In conclusion, based on the results presented, the use of the Cologne Questionnaire on Speechlessness (KFS) can be recommended, taking into account potential limitations of the survey instrument. The phenomenon of speechlessness can be mapped in the dimensions of the KFS as well as their clear relationship to the TAS-26 and ERQ scales. The results of the CFA show resilient factors, on the basis of which a classification of difficulties and processes of emotional perception and evaluation is possible. Overarching, the factors can be used in the further research process as a basis for the development of an independent and more comprehensive construct of speechlessness, also outside the emotional context.

Limitation and outlook

The validation of the questionnaire is based on some limitations. All samples were collected in an online survey. This survey format makes it possible to generate a high number of cases with little effort. At the same time, this form of survey, which belongs to the convenience sampling methods, is susceptible to potential bias. Despite technical restrictions, double participation of individuals cannot be excluded. Likewise, further selection effects and biases due to a lack of randomization of the samples cannot be excluded. Due to the ongoing burden of the SARS-CoV-2 pandemic during the survey, biases in the data cannot be ruled out here either. Surveys within a sample of the normal population, embodied in the form of the employees and students of the University Hospital Cologne and the University of Cologne, as well as a sample of persons with oncological diseases, attempted to include both clinical and non-clinical samples in the validation process.

In addition, the results of testing for measurement invariances between female participants with and without cancer show significant differences in model fit, which indexes differences between survey settings.
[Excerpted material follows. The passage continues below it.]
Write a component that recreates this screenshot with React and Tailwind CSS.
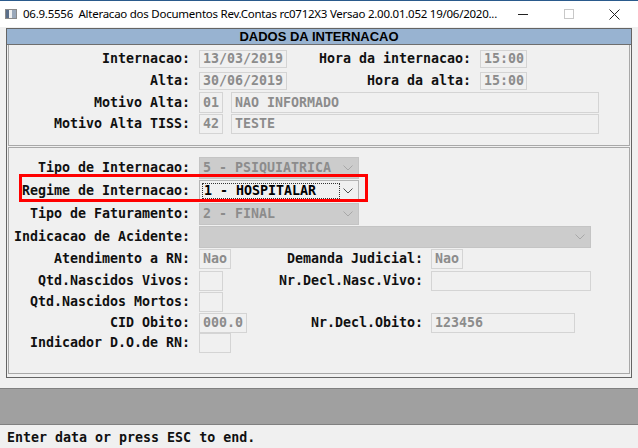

Here, it is necessary in upcoming studies to decisively discuss differences between clinical and non-clinical samples.

Conclusions drawn from the results should always be made taking into account the high proportion of female respondents in both samples. Although the strong correlation of the (sub)scales of the KFS to the TAS-26 (Kupfer et al., 2001) and the ERQ (Abler & Kessler, 2009) confirm the assumption of the working group around Schiewer et al. (2022), these should be set complementary to other related concepts of psychology (depression, anxiety, etc.) and examined on a larger sample of the normal population. Furthermore, it should be examined whether the concept of speechlessness is a situational factor or a latent, persistent personality trait.

In addition, a comprehensive review of different theoretical concepts and constructs is needed to capture speechlessness as a whole in individual components as well as the dimensions of intentional and non-intentional speechlessness (Berger, 2004). With regard to this process, the KFS should be seen as a first survey instrument and starting point for future research in the field of speechlessness.